***** Data lines *****

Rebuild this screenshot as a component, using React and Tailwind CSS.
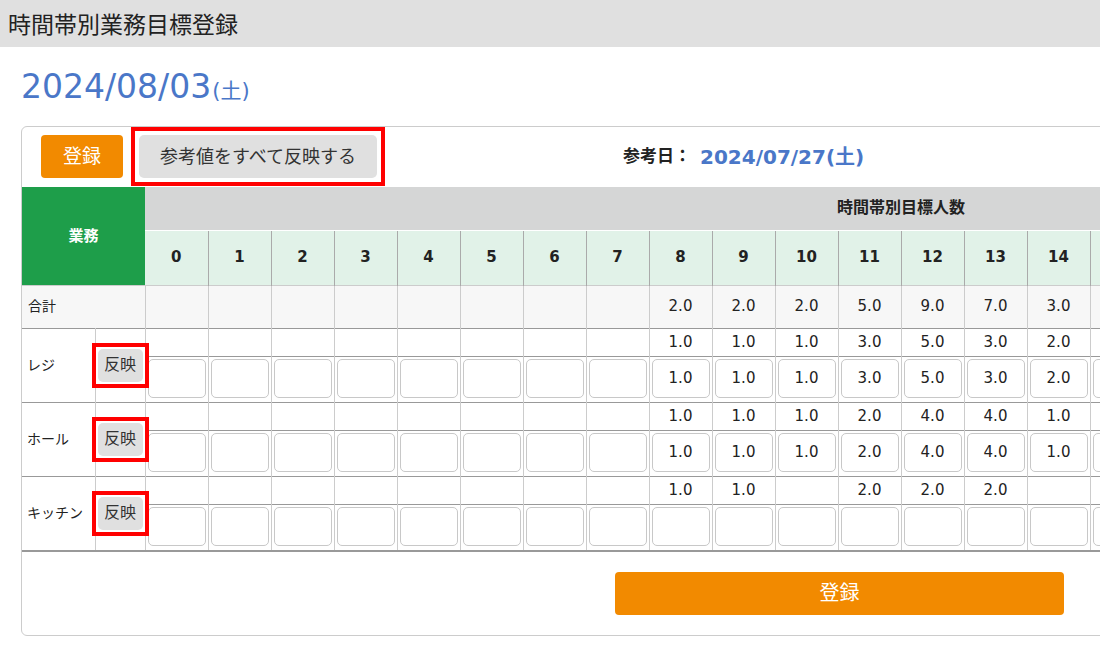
import React from 'react';

const HOURS = Array.from({ length: 24 }, (_, i) => i);

const totals = { 8: '2.0', 9: '2.0', 10: '2.0', 11: '5.0', 12: '9.0', 13: '7.0', 14: '3.0' };

const tasks = [
  {
    name: 'レジ',
    ref: { 8: '1.0', 9: '1.0', 10: '1.0', 11: '3.0', 12: '5.0', 13: '3.0', 14: '2.0' },
    val: { 8: '1.0', 9: '1.0', 10: '1.0', 11: '3.0', 12: '5.0', 13: '3.0', 14: '2.0' },
  },
  {
    name: 'ホール',
    ref: { 8: '1.0', 9: '1.0', 10: '1.0', 11: '2.0', 12: '4.0', 13: '4.0', 14: '1.0' },
    val: { 8: '1.0', 9: '1.0', 10: '1.0', 11: '2.0', 12: '4.0', 13: '4.0', 14: '1.0' },
  },
  {
    name: 'キッチン',
    ref: { 8: '1.0', 9: '1.0', 11: '2.0', 12: '2.0', 13: '2.0' },
    val: {},
  },
];

const TaskRows = ({ task, last }) => {
  const bottom = last ? 'border-b-2 border-b-[#999]' : '';
  return (
    <>
      <tr className="h-[28px]">
        <td rowSpan={2} className={`p-0 pl-[5px] text-[14px] border-t border-t-[#999] border-r border-r-[#ccc] ${bottom}`}>
          {task.name}
        </td>
        <td rowSpan={2} className={`p-0 border-t border-t-[#999] ${bottom}`}>
          <div className="flex items-center justify-center w-full">
            {/* highlighted reflect button */}
            <div className="relative z-10 shrink-0 border-[4px] border-[#ff0000] p-[2px]">
              <button className="w-[45px] h-[33px] bg-[#e0e0e0] rounded-[5px] text-[16px] text-[#333] flex items-center justify-center">
                反映
              </button>
            </div>
          </div>
        </td>
        {HOURS.map((h) => (
          <td key={h} className="p-0 text-center text-[15px] border-t border-t-[#999] border-l border-l-[#ccc]">
            {task.ref[h] || ''}
          </td>
        ))}
      </tr>
      <tr className="h-[46px]">
        {HOURS.map((h) => (
          <td key={h} className={`p-0 pt-[2px] px-[2px] pb-[4px] align-top border-t border-t-[#999] border-l border-l-[#ccc] ${bottom}`}>
            <div className="h-[39px] rounded-[5px] border border-[#c8c8c8] flex items-center justify-center text-[15px]">
              {task.val[h] || ''}
            </div>
          </td>
        ))}
      </tr>
    </>
  );
};

export default function App() {
  return (
    <div className="w-[1100px] h-[652px] overflow-hidden bg-white text-[#222] font-['DejaVu_Sans','Noto_Sans_CJK_JP',sans-serif]">
      {/* Title bar */}
      <div className="h-[47px] bg-[#e0e0e0] flex items-center pl-[8px] text-[23px] font-['Noto_Sans_CJK_JP',sans-serif]">
        時間帯別業務目標登録
      </div>

      {/* Date */}
      <div className="h-[79px] pl-[21px] pt-[23px] flex items-baseline text-[#4a77c8] leading-none">
        <span className="text-[33px]">2024/08/03</span>
        <span className="text-[21px] ml-[1px]">(土)</span>
      </div>

      {/* Card */}
      <div className="ml-[21px] w-[1637px] border border-[#ccc] rounded-[6px]">
        <div className="h-[60px] flex items-start pl-[19px]">
          <button className="mt-[8px] w-[82px] h-[43px] bg-[#f28a00] rounded-[4px] text-white text-[19px] flex items-center justify-center">
            登録
          </button>
          <div className="ml-[8px] border-[4px] border-[#ff0000] p-[4px]">
            <button className="w-[238px] h-[43px] bg-[#e0e0e0] rounded-[5px] text-[18px] text-[#333] flex items-center justify-center">
              参考値をすべて反映する
            </button>
          </div>
          <div className="ml-[238px] h-[60px] flex items-center gap-[9px] font-bold">
            <span className="text-[17px] text-[#222]">参考日：</span>
            <span className="text-[20px] text-[#4a77c8]">2024/07/27(土)</span>
          </div>
        </div>

        <table className="border-collapse table-fixed w-[1635px]">
          <colgroup>
            <col className="w-[73px]" />
            <col className="w-[50px]" />
            {HOURS.map((h) => (
              <col key={h} className="w-[63px]" />
            ))}
          </colgroup>
          <thead>
            <tr className="h-[43px]">
              <th colSpan={2} rowSpan={2} className="p-0 bg-[#1e9e4a] text-white text-[15px] font-bold">
                業務
              </th>
              <th colSpan={24} className="p-0 bg-[#d5d6d6] text-[16px] font-bold">
                時間帯別目標人数
              </th>
            </tr>
            <tr className="h-[55px]">
              {HOURS.map((h, i) => (
                <th
                  key={h}
                  className={`p-0 bg-[#e1f2e8] text-[15px] font-bold border-t border-t-white ${i > 0 ? 'border-l border-l-[#aaa]' : ''}`}
                >
                  {h}
                </th>
              ))}
            </tr>
          </thead>
          <tbody>
            <tr className="h-[43px] bg-[#f7f7f7]">
              <td colSpan={2} className="p-0 pl-[6px] text-[14px] border-t border-t-[#ccc]">
                合計
              </td>
              {HOURS.map((h) => (
                <td key={h} className="p-0 text-center text-[15px] border-t border-t-[#ccc] border-l border-l-[#ccc]">
                  {totals[h] || ''}
                </td>
              ))}
            </tr>
            {tasks.map((t, i) => (
              <TaskRows key={t.name} task={t} last={i === tasks.length - 1} />
            ))}
          </tbody>
        </table>

        <div className="flex justify-center py-[20px]">
          <button className="w-[449px] h-[43px] bg-[#f28a00] rounded-[4px] text-white text-[20px] flex items-center justify-center">
            登録
          </button>
        </div>
      </div>
    </div>
  );
}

*****

(Stated goal) Starting at the top of the listing above, please restate word for word each line up to and including the one that holds "13: '7.0', 14: '3.0'", omitting every image.

(Answer to this problem)
Rebuild this screenshot as a component, using React and Tailwind CSS.
import React from 'react';

const HOURS = Array.from({ length: 24 }, (_, i) => i);

const totals = { 8: '2.0', 9: '2.0', 10: '2.0', 11: '5.0', 12: '9.0', 13: '7.0', 14: '3.0' };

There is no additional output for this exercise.